*Directions for this task*
Each line of the listing that contains the word "page" is to be copied.

*Records shown*
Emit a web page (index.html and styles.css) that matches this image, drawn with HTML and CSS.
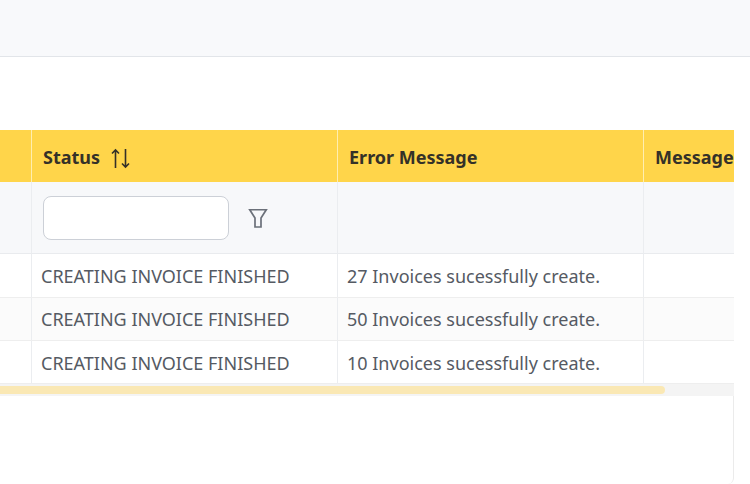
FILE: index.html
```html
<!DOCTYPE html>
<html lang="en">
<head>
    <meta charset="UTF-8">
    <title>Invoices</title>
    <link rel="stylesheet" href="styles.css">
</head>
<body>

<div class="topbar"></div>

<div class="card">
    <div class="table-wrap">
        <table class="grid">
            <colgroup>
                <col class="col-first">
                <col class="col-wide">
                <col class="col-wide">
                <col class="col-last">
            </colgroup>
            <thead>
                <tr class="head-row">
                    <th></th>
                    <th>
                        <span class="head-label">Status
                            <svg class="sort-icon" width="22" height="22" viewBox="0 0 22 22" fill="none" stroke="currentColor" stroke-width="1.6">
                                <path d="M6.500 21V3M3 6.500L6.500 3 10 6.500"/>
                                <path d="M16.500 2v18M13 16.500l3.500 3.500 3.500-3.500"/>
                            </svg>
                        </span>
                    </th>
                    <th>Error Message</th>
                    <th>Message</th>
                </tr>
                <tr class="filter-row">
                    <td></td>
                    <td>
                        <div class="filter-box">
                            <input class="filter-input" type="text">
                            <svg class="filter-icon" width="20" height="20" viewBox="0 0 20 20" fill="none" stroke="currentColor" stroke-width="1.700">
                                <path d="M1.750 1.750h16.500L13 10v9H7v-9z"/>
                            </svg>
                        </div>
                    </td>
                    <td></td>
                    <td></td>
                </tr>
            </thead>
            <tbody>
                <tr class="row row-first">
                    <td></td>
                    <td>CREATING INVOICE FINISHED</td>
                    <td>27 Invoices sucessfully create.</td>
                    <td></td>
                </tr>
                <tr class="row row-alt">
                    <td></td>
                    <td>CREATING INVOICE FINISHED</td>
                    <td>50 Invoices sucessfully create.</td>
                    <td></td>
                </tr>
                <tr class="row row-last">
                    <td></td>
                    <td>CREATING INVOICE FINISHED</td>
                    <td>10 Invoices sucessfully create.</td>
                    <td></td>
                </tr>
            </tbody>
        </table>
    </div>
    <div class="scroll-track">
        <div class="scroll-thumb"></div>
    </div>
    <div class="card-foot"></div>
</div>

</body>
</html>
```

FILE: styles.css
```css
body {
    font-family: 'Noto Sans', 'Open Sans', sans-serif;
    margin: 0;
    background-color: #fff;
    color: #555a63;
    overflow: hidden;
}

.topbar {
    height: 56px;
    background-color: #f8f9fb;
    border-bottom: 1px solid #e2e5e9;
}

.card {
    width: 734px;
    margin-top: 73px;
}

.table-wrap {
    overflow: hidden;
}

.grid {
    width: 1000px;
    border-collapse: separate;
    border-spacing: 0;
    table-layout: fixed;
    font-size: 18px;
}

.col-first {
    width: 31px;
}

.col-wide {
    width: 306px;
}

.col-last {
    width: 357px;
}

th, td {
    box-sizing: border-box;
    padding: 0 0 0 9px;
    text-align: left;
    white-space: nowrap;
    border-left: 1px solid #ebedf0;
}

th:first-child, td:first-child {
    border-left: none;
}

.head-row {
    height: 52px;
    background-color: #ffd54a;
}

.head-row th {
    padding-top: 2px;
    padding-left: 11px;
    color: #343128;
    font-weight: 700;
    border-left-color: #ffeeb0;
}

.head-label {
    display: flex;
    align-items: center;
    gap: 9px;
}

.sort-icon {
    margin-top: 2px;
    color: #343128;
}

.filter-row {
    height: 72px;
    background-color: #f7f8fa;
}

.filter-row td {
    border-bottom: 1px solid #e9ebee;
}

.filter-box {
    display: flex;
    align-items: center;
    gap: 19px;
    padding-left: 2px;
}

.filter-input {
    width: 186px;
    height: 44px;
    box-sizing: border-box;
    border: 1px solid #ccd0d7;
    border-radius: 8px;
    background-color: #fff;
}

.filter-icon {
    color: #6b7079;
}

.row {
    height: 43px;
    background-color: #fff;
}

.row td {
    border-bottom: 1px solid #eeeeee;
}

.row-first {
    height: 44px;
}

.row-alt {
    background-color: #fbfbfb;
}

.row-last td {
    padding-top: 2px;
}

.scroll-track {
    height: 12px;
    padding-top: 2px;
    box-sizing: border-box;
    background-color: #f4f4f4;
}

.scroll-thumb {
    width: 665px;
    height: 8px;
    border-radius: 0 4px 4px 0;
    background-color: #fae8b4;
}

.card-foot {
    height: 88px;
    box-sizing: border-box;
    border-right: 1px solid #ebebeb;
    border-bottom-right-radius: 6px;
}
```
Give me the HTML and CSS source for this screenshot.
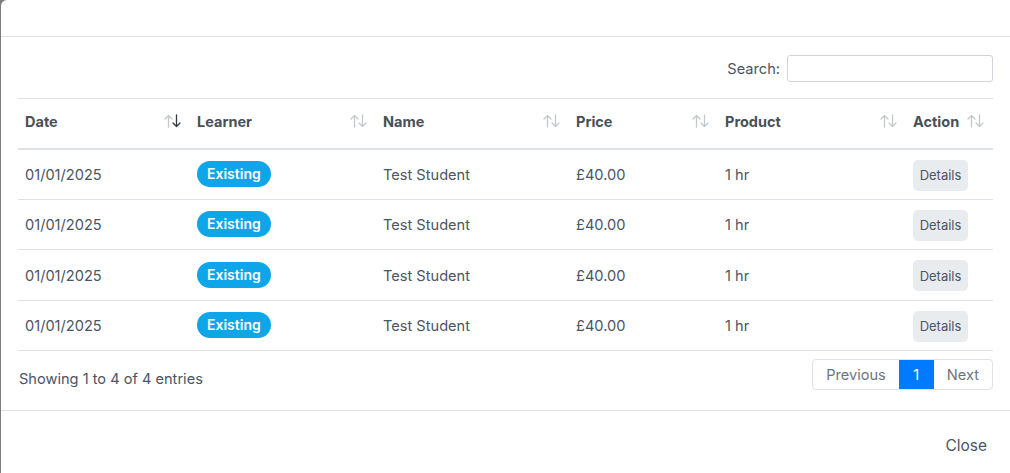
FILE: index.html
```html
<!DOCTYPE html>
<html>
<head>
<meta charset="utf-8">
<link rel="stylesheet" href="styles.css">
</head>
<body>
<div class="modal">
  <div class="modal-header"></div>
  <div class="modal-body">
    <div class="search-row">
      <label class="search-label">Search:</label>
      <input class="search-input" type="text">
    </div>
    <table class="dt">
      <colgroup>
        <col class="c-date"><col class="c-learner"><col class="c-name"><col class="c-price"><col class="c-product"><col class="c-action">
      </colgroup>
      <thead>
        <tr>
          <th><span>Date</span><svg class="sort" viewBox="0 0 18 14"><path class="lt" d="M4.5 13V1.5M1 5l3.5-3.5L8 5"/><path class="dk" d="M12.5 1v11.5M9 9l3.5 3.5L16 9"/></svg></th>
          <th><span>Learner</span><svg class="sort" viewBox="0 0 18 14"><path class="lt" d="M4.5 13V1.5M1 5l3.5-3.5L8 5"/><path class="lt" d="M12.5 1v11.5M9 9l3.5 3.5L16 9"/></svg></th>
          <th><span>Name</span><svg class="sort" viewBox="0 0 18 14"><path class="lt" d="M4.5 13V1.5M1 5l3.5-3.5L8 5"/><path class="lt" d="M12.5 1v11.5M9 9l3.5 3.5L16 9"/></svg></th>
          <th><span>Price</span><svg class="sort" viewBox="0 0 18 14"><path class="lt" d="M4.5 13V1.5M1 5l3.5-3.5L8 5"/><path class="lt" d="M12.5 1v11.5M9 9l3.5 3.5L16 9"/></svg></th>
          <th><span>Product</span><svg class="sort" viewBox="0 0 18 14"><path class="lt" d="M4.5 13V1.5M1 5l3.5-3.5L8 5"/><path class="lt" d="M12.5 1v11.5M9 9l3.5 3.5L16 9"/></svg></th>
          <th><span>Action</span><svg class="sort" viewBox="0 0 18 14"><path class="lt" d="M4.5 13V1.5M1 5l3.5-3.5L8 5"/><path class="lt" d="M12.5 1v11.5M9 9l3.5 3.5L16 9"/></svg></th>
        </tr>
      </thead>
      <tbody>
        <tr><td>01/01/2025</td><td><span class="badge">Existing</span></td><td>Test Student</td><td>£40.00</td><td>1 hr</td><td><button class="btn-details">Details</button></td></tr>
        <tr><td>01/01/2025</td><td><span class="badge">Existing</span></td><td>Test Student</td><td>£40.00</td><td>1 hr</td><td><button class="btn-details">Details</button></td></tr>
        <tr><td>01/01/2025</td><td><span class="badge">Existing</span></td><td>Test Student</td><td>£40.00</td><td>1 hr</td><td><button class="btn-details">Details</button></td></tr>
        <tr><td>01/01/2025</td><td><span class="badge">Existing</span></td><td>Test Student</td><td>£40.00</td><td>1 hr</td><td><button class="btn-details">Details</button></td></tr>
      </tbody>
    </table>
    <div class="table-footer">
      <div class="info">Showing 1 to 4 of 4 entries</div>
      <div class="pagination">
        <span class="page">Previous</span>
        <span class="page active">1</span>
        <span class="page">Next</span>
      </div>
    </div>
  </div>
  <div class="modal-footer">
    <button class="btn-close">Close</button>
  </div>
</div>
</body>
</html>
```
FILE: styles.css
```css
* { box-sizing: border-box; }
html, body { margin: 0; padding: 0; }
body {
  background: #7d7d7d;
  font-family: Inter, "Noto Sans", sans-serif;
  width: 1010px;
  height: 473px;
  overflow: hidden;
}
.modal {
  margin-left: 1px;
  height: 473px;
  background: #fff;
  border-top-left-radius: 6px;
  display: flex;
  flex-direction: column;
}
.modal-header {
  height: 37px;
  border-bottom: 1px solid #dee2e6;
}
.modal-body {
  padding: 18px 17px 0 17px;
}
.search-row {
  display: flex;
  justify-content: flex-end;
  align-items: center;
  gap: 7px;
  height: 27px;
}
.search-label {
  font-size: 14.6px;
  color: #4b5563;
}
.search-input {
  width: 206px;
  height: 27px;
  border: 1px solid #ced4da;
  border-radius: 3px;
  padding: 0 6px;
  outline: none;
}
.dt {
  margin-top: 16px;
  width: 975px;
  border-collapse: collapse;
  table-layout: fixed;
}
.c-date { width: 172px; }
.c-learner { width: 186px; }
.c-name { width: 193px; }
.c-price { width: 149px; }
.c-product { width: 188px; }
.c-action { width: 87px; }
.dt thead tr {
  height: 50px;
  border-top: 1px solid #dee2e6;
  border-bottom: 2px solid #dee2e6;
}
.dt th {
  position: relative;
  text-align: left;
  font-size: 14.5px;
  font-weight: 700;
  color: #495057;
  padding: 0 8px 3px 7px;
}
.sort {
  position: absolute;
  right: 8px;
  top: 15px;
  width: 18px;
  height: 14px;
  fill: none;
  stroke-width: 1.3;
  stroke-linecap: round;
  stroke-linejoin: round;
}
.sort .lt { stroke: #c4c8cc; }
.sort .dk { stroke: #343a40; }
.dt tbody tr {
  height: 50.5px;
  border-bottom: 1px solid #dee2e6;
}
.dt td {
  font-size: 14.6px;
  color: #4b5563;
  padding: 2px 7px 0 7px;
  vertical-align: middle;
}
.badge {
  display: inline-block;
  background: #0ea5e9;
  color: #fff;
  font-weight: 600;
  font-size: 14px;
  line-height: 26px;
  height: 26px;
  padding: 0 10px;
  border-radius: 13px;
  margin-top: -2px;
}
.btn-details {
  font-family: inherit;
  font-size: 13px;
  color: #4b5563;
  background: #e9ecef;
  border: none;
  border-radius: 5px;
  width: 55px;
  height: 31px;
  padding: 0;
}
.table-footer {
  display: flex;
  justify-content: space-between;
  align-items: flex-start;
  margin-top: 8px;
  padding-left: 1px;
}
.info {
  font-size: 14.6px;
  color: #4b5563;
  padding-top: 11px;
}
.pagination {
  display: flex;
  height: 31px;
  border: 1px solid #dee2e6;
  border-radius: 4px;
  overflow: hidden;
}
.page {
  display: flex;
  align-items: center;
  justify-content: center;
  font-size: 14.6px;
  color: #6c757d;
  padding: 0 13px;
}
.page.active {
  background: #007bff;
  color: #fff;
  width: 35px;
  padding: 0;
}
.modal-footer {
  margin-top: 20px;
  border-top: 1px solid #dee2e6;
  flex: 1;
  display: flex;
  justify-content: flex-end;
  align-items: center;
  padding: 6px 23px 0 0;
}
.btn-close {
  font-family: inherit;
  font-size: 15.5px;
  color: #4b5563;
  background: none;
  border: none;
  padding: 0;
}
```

*Complete answer*
Emit a web page (index.html and styles.css) that matches this image, drawn with HTML and CSS.
        <span class="page">Previous</span>
        <span class="page active">1</span>
        <span class="page">Next</span>
.page {
.page.active {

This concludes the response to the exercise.